La présidente Renaissance de l'Assemblée nationale, Yaël Braun-Pivet © Radio France - Rosalie Lafarge
Un "puzzle" qui reste à compléter
C’est en cela, souligne Patricia Mirallès, secrétaire d’Etat chargée des anciens combattants et de la mémoire, que ce don d’archives de la part de la famille Dewavrin est capital. "Cela permet aux historiens de pouvoir continuer à ajouter les pièces manquantes du puzzle, précise-t-elle, et cela permet aussi de faire comprendre à la jeunesse – parfois en manque d'identité aujourd'hui – qu'il y a des femmes et des hommes qui étaient engagés. Etaient-ils plus courageux que nous ? Je ne sais pas. Ferions-nous la même chose ? Je ne sais pas. Mais on doit se poser la question", pose-t-elle.
Patricia Mirallès, secrétaire d’Etat auprès du ministre des Armées, chargée des Anciens combattants et de la Mémoire © Radio France - Rosalie Lafarge
D'autant plus que les témoins de cette histoire, petit à petit, disparaissent, ajoute Sylvie Pierre-Brossolette, la petite-fille de Pierre Brossolette, qui était l'adjoint du colonel Passy à la tête du BCRA. "Il n'y aura bientôt plus que les gens qui ont connu les gens, et forcément, cela paraîtra de plus en plus lointain, il est donc extrêmement important, à chaque fois que cela est possible, de saisir l'occasion de faire revivre l'histoire pour essayer de toucher les gens. Les dons d'archives – comme celui des Dewavrin – incitent aussi beaucoup de familles à aller regarder dans leurs greniers les papiers, les éléments qu'ils auraient pu négliger, salue-t-elle. Et chaque occasion de découverte de papier est une occasion de mémoire, or il n'y a pas de peuple sans mémoire".

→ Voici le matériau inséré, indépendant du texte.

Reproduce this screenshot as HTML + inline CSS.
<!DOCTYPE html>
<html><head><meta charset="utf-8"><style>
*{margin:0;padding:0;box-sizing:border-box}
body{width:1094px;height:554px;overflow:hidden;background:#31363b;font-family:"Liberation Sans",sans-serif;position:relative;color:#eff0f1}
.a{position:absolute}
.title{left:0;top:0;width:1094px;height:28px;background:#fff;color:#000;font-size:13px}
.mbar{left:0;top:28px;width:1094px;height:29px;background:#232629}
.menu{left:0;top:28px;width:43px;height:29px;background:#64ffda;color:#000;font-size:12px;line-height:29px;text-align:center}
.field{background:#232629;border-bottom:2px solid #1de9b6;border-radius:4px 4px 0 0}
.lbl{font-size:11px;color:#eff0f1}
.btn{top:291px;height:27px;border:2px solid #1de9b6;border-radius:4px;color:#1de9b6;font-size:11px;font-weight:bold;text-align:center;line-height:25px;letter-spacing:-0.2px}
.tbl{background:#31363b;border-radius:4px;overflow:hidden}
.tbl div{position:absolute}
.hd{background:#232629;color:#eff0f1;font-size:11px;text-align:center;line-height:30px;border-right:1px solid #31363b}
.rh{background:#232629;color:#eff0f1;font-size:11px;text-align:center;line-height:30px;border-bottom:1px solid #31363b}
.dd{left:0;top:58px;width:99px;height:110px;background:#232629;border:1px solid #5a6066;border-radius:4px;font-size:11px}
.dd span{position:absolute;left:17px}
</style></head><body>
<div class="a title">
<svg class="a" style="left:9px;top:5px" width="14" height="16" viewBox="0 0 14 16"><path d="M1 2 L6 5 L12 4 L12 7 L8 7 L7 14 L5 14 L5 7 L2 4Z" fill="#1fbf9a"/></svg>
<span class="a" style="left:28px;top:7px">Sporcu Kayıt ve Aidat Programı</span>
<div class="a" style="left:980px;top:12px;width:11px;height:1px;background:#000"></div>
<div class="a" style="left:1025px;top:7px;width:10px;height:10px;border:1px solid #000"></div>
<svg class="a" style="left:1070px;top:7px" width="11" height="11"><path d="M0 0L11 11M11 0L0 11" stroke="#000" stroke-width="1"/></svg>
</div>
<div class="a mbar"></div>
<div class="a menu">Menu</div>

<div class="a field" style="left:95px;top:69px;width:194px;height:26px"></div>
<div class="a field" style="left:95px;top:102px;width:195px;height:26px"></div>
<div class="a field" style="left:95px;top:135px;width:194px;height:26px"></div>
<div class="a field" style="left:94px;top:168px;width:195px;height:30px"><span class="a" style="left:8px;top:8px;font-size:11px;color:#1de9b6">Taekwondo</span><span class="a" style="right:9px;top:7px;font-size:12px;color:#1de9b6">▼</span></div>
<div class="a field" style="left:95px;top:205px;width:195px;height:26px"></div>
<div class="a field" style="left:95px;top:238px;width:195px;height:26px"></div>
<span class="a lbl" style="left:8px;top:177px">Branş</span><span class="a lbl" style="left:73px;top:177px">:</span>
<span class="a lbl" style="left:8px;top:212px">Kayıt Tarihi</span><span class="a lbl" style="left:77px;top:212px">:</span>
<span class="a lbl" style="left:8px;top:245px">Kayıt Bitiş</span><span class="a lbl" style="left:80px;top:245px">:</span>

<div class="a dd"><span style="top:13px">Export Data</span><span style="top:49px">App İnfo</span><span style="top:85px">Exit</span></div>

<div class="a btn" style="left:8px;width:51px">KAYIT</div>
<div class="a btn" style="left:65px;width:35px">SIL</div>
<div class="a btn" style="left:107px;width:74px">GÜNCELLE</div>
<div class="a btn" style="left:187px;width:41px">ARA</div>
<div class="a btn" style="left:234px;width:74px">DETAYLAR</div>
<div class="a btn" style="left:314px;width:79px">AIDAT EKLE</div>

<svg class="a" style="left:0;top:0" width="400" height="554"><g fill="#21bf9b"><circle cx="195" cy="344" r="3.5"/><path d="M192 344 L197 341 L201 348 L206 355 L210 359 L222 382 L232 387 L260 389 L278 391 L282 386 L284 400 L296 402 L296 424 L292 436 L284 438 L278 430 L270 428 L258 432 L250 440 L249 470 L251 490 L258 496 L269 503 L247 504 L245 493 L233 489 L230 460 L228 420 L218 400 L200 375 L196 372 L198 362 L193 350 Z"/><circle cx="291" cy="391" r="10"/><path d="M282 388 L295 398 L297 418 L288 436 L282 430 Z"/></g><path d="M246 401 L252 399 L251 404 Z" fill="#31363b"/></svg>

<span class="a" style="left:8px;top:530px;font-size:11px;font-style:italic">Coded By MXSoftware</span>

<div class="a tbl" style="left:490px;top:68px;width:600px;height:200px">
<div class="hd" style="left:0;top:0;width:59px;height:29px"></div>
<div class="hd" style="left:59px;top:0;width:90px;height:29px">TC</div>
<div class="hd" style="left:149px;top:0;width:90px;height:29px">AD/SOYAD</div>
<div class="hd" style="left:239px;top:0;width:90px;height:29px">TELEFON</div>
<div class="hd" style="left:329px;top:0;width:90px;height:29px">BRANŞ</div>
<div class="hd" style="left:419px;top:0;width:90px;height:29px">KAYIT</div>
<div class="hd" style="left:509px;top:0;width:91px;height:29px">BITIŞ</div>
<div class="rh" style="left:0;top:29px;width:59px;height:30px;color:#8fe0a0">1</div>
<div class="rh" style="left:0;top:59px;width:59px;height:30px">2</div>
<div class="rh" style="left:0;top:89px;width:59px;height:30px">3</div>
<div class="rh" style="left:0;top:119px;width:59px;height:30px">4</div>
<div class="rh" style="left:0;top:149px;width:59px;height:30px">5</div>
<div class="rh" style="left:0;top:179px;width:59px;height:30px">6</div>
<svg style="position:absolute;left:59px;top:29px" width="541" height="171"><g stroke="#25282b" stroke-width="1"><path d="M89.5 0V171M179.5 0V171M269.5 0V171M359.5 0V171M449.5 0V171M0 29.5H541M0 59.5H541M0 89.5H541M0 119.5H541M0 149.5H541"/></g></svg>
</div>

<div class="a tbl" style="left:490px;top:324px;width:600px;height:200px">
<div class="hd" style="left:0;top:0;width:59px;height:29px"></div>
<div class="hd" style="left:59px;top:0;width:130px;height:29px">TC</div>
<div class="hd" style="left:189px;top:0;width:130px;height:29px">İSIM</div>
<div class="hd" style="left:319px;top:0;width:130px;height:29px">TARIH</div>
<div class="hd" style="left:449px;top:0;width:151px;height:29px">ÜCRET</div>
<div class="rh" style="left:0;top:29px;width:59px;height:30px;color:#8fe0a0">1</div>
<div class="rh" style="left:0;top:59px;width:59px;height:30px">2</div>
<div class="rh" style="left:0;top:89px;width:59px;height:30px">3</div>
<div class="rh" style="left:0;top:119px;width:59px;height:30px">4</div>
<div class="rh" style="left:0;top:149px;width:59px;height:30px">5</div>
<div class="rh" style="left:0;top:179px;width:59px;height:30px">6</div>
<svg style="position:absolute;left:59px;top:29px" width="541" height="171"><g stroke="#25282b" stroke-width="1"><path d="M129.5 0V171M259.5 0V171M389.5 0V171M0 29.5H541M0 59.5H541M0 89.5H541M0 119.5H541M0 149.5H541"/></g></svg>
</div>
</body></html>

À écouter : Pierre Brossolette, la voix de la France libre
Et pour continuer à compléter le puzzle, il y a trois mois, au moment d'engager le cycle des commémorations du 80è anniversaire de la Libération, Emmanuel Macron a lancé un grand appel au don d’archives privées, invitant tous les Français à remettre à un service public d’archives les documents qu’ils pourraient détenir sur cette page de notre histoire, pour les faire passer de la mémoire familiale, à la mémoire nationale.